Kind of like a landmine, only the fallout’s more expensive

Republished with permission from our friends at the Daily WTF:

He was greeted at reception by Manny, one of the upper-level directors. He got the tour– reception, sales, call center– and ended up in the kitchen. Over a free breakfast of free coffee and free muffins (all free), they signed the HR paperwork. Once he had creamed and sugared his “I”s and “T”s, Paul was shown to The Center.

“It’s the lifeblood of IT,” Manny said, “Development, IT, R&D– it all flows through here.”

The Center was a converted corner office just off the main hallway. Though it might have once been large and sunny, three of the walls were now packed floor to ceiling with computers. There was everything from off-lease black boxes from the big blue company to spatterings of various shades of sun-stained beige, all in various states of apparent disassembly. There were CRTs, two-button mice, and keyboards without that proprietary key between CTRL and ALT. “This…graveyard is where the lifeblood of development flowed through?”, Paul nearly thought out loud.

“Don’t you have problems scaling the code up from development machines to the production servers?” Paul asked, speaking over the distant clackity-clack of a lone developer on a Model M.

“How do you mean?”

“You know,” Paul prompted, “You can only stress test so much on the jalopy, so you never know if the code will handle the load the production servers can drum up.”

“Oh, I see,” Manny said, “No, the environments are identical for both. We use the same hardware, all the way from development to production.”

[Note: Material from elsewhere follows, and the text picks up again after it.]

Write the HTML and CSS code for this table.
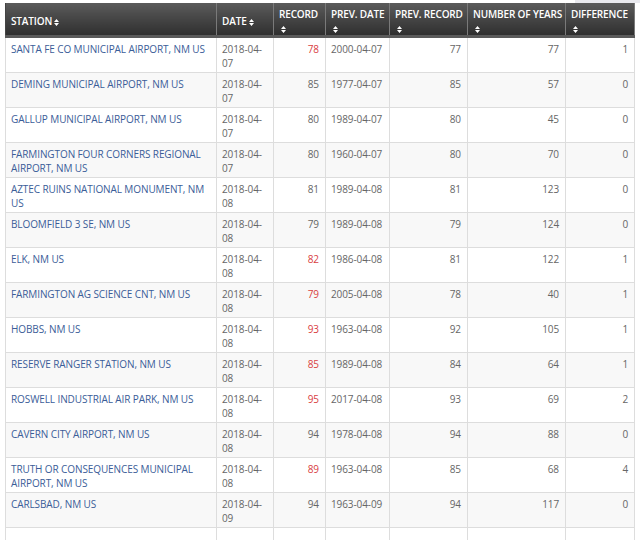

Paul couldn’t choke a response past the realization of that the production servers were also a cube farm of desktops with turbo switches. He didn’t want to see what the server room looked like. He took a sip of coffee to cover his shocked expression.

Manny waved at the developer at the other end of The Center, and she waved back. “Well, you just grab one of the Development computers, and get yourself familiar. Janice there will come up with your first assignment, and the rest of the team will be in shortly.”

Paul looked about, trying to pick a PC. He did on on-the-fly min/max calculation of closest to the lone window versus least covered in dust. He put down his coffee on the desk/ledge, and stabbed the power button.

The shrill shriek of the manager cut through him– but a millisecond too late.

“DON’T TOUCH THAT COMPUTER!”

Paul froze. He’d already pushed the POWER button, but hadn’t let it go. Only then did Paul see the tiny, envelope label stuck to front of the case. On it was handwritten:

PRODUCTION SERVER - TRADER 001

Manny was suddenly at his side. “If you let that button go, the company loses ten million dollars!”

via: [The Daily WTF]

 

  • http://www.facebook.com/profile.php?id=627341600 Matt Martinez

    If he doesn’t let the button go, it’ll hard power down anyway…

    • John

      On ATX PSUs yes, but that was likely an AT PSU

  • BenJammin

    Sounds like the times of AT power supplies, where the power button was wired directly into the PSU and had 120V/240V going through it. When pushed to turn the computer on, it would toggle the circuit closed. When pushed again, it would toggle the circuit open. The toggling happened as you let the buton go.

    • BenJammin

      “(…) the production servers were also a cube farm of desktops with turbo
      switches.” – seems to confirm my suspicions.

      Also: “buton” – fffuuuuuu…

  • Buddylee

    “Paul closed his mouth, and counted to ten. At the six second mark, the computer was still on. No ACPI. Small blessings from old hardware.”

  • Brian

    With those old AT power supplies/switches, he can probably let go of the button and push it again really fast and all would still be well. Did that several times back in the old days…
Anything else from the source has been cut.